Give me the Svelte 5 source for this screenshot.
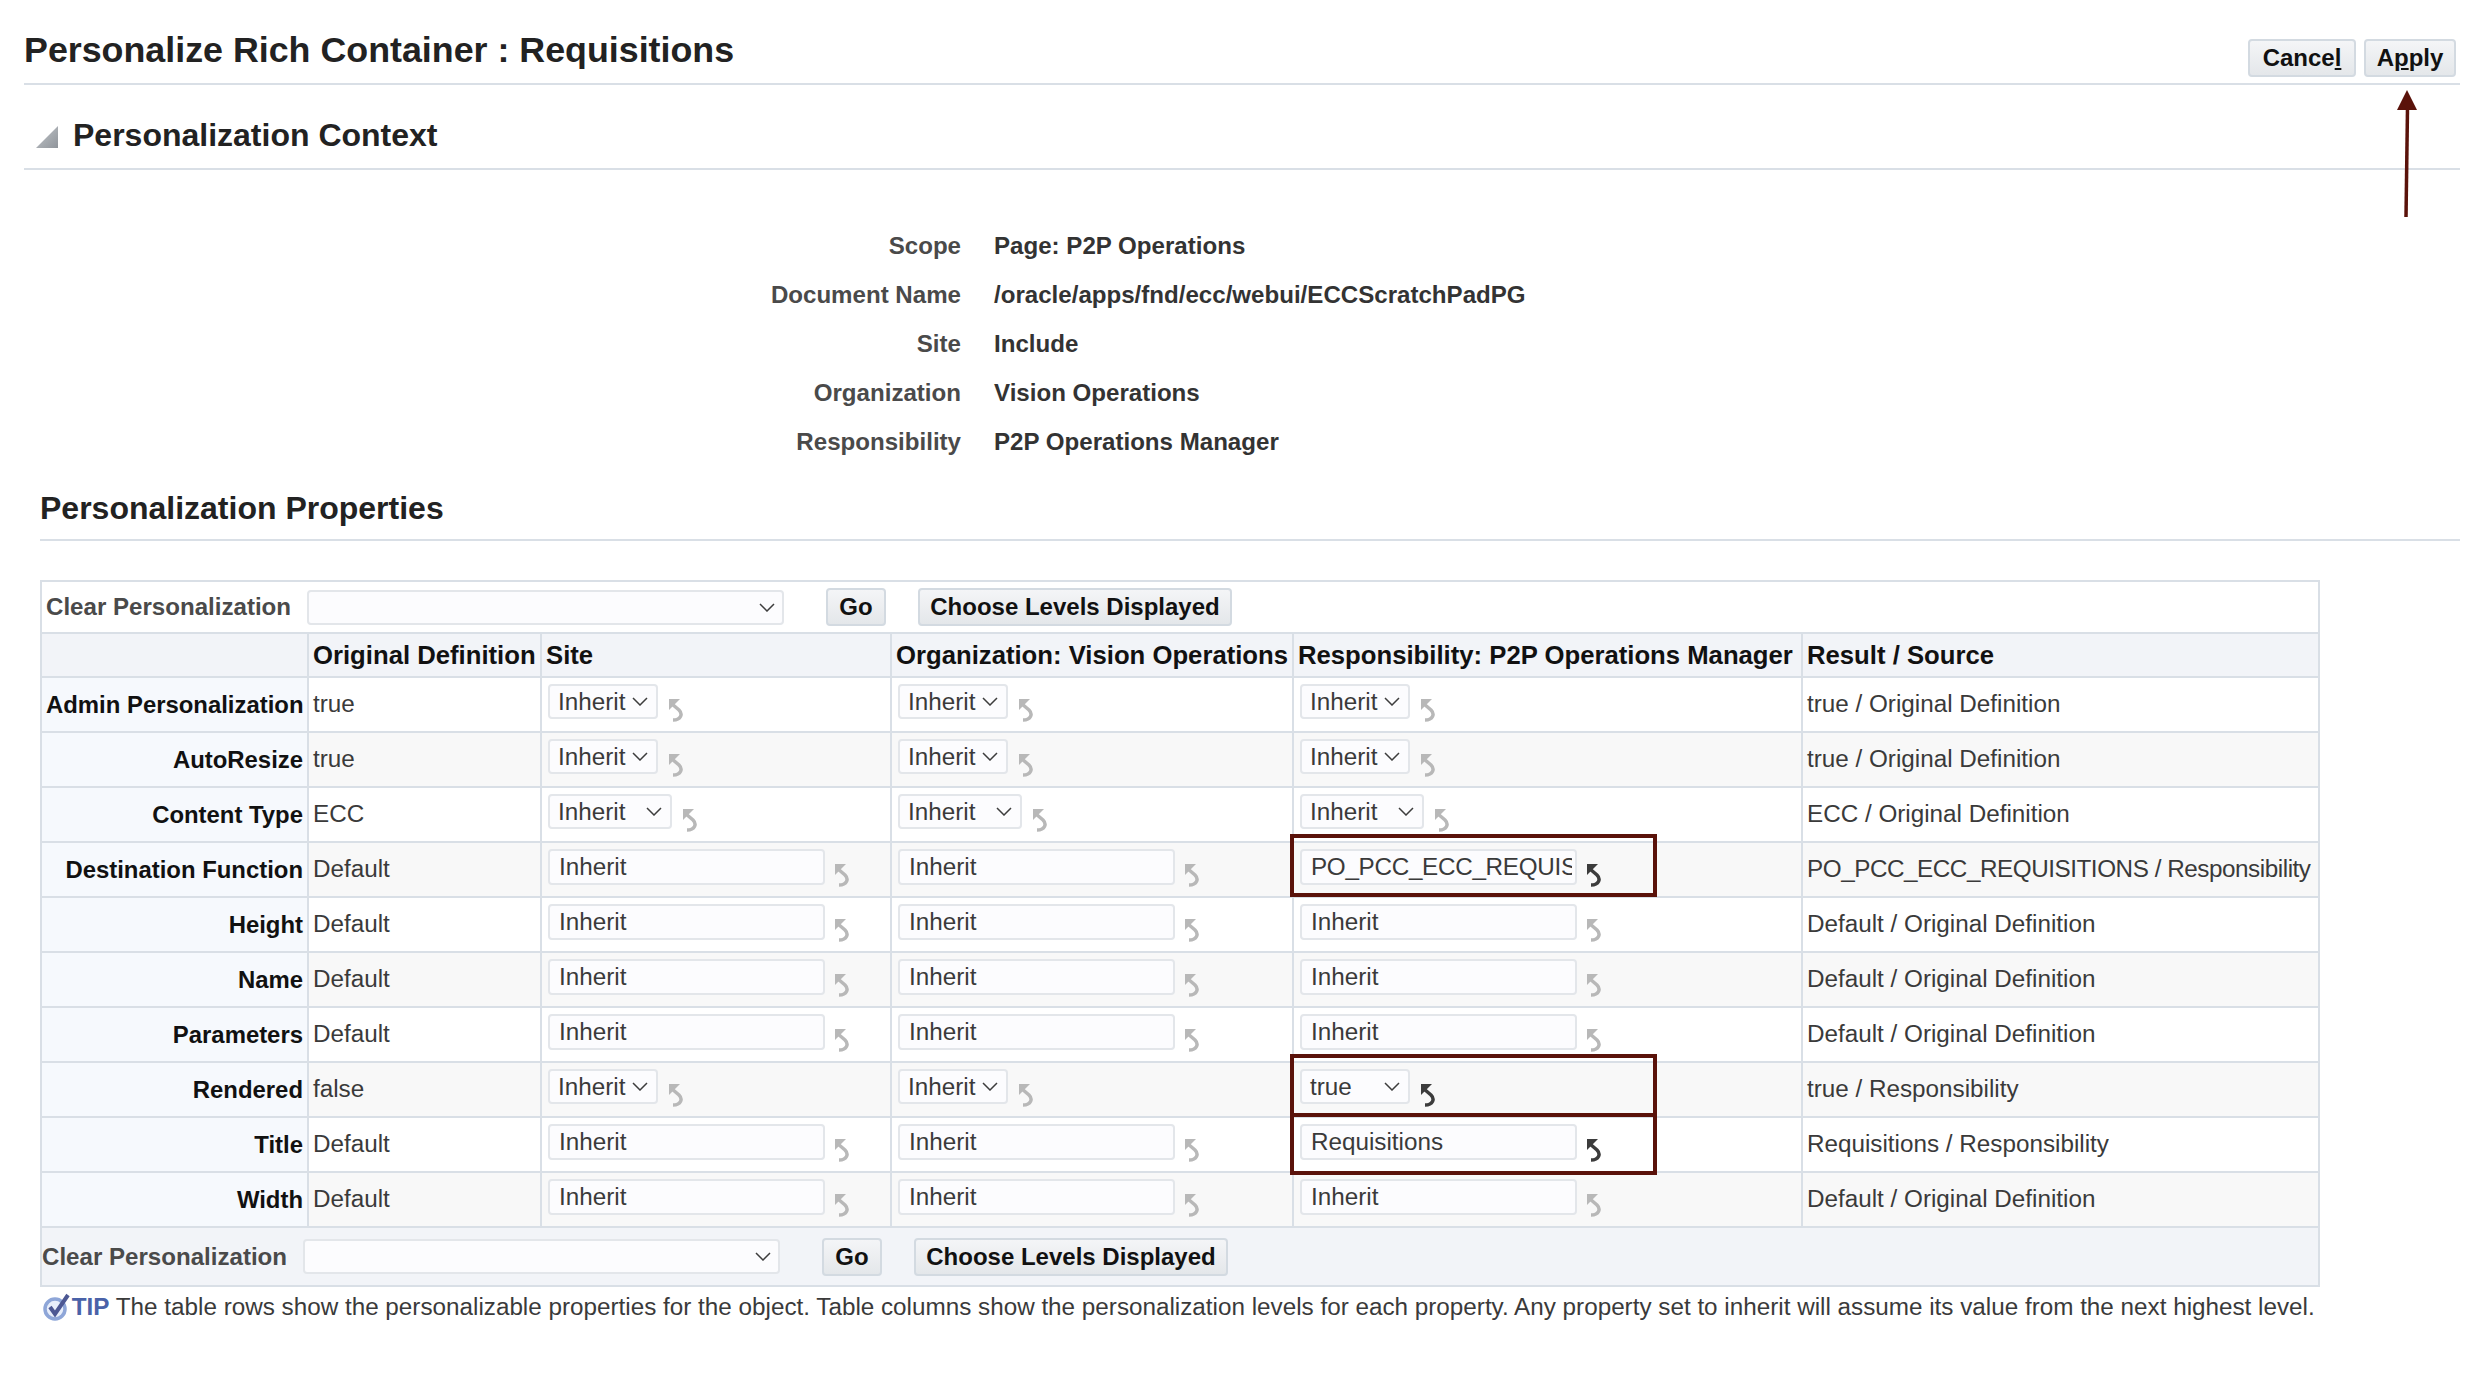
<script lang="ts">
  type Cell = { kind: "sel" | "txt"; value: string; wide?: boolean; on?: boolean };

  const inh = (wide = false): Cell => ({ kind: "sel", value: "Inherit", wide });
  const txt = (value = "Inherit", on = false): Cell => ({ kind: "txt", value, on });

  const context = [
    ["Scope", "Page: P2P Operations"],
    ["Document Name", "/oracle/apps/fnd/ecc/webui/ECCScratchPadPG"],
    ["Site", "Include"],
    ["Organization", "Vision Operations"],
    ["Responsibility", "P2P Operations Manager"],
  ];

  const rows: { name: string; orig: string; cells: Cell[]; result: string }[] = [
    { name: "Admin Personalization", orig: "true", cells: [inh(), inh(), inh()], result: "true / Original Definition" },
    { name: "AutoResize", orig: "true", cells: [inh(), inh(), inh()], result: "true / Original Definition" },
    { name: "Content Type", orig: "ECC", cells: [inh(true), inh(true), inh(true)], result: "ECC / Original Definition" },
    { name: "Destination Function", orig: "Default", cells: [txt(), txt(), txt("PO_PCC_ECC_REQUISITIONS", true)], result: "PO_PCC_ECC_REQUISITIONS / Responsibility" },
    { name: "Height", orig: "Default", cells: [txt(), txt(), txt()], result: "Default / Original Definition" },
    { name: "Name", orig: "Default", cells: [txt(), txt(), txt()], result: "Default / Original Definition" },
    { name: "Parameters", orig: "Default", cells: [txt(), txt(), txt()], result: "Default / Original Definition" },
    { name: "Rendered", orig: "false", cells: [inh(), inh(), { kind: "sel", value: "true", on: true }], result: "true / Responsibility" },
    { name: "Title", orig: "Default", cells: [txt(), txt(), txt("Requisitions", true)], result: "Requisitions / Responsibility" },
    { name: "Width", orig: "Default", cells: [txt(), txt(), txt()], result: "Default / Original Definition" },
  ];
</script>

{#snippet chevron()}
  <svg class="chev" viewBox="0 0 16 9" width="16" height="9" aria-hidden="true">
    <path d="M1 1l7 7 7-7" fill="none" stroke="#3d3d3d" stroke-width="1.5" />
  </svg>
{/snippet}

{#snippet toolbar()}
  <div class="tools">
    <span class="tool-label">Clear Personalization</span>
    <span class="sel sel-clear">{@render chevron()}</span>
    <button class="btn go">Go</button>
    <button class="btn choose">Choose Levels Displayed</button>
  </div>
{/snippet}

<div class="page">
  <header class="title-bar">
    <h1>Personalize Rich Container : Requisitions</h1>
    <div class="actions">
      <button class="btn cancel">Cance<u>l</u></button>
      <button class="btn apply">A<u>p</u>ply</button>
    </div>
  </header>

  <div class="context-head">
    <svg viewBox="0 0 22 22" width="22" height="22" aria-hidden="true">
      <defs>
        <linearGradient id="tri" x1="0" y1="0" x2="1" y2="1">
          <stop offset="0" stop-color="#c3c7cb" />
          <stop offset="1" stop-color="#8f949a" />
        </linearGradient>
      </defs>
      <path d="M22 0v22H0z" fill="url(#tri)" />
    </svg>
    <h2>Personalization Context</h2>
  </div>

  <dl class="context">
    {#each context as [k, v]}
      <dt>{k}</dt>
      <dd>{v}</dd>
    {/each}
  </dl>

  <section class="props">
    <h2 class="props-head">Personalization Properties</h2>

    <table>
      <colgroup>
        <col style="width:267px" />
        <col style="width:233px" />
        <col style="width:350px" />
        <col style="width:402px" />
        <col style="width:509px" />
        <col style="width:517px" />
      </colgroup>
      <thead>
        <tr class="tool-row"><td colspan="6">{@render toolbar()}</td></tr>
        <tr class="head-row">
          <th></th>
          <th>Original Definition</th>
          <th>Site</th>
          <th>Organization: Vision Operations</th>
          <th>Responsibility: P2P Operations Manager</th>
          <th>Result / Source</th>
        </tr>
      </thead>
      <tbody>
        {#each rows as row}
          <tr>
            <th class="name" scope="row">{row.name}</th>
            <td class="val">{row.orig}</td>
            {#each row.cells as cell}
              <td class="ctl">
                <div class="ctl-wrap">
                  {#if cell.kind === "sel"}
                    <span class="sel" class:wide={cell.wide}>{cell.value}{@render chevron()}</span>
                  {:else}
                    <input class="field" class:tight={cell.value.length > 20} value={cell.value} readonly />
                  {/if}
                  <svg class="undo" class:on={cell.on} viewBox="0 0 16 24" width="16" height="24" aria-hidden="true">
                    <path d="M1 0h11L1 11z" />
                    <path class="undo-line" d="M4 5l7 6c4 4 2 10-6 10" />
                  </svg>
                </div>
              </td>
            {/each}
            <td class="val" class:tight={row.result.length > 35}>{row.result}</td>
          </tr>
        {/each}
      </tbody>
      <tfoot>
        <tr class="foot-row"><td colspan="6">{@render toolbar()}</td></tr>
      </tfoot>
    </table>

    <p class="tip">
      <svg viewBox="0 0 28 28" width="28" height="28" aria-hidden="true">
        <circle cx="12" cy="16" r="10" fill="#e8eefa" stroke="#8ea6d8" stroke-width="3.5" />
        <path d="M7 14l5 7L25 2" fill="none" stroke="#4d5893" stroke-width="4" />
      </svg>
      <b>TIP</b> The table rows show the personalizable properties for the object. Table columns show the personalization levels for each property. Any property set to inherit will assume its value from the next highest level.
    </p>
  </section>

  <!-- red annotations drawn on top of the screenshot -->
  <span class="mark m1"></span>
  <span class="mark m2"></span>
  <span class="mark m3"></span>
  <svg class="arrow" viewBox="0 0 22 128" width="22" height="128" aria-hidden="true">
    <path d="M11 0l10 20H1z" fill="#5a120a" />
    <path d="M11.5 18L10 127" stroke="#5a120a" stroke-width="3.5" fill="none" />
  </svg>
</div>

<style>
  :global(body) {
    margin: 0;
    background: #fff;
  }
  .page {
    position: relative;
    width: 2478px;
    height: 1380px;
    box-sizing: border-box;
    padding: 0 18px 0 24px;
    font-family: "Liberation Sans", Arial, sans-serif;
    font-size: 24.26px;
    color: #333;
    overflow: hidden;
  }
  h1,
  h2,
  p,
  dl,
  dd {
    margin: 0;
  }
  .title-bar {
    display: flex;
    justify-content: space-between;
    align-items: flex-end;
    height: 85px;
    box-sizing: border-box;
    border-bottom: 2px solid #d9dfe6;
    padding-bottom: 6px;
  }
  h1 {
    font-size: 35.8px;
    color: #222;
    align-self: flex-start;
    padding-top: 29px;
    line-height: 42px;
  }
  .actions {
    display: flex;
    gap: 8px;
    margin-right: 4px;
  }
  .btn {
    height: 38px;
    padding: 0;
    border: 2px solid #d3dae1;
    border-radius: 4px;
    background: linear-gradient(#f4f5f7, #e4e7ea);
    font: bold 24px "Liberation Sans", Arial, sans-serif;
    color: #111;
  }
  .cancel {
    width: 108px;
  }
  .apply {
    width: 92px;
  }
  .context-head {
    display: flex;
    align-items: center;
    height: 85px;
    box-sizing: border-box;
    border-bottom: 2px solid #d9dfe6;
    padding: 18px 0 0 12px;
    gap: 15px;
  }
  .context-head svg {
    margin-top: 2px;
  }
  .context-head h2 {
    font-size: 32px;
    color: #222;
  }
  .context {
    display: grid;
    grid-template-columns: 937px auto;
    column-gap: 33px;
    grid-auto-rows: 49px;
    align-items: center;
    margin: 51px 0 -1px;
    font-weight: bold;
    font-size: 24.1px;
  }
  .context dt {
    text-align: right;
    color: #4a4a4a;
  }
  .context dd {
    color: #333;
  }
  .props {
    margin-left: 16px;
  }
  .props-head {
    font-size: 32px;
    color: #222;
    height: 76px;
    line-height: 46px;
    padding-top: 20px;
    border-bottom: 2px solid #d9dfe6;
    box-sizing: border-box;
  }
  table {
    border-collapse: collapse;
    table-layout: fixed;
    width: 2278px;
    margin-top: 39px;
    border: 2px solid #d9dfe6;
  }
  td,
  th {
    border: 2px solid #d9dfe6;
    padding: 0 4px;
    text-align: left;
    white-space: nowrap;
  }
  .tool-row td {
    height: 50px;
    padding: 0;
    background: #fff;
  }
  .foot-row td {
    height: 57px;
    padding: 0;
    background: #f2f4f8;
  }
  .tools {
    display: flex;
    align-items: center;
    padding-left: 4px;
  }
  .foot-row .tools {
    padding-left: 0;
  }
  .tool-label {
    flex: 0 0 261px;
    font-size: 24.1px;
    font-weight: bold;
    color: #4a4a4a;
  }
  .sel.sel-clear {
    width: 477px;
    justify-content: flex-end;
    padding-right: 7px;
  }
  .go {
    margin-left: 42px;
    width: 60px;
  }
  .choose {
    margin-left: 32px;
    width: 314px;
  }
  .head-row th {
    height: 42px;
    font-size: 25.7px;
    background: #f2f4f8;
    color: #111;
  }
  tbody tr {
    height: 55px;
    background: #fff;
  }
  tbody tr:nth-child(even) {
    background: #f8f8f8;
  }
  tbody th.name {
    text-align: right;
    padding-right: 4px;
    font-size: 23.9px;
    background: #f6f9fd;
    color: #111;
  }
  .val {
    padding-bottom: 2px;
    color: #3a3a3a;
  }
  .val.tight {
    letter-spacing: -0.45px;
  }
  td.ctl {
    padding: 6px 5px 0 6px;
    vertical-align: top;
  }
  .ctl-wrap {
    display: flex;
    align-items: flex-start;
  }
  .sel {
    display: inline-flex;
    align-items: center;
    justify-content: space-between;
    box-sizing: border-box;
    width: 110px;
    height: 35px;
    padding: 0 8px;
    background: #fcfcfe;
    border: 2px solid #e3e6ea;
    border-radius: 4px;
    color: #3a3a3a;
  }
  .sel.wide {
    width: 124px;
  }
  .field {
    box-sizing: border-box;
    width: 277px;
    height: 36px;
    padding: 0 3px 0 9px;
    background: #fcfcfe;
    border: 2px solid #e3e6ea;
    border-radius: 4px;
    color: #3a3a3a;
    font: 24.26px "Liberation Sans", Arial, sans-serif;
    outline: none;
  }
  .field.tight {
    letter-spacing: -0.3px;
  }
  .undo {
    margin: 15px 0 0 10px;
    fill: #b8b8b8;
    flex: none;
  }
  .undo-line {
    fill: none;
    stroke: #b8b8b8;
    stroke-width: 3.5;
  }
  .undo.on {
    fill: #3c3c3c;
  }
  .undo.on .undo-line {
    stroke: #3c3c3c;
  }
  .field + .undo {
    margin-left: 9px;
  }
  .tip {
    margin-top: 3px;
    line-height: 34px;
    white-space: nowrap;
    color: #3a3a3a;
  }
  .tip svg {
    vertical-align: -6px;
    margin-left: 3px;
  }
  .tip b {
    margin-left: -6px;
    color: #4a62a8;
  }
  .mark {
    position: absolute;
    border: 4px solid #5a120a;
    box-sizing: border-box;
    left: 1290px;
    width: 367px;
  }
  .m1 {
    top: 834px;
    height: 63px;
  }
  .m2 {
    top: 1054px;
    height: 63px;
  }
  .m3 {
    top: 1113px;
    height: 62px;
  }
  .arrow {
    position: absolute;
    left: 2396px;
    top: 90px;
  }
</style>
--------
▶ **What you need to do**
Exactly as they appear, print the lines of the listing above from its first line through the line that contains "const txt = (value", minus the pictures.

▶ **Solved problem**
Give me the Svelte 5 source for this screenshot.
<script lang="ts">
  type Cell = { kind: "sel" | "txt"; value: string; wide?: boolean; on?: boolean };

  const inh = (wide = false): Cell => ({ kind: "sel", value: "Inherit", wide });
  const txt = (value = "Inherit", on = false): Cell => ({ kind: "txt", value, on });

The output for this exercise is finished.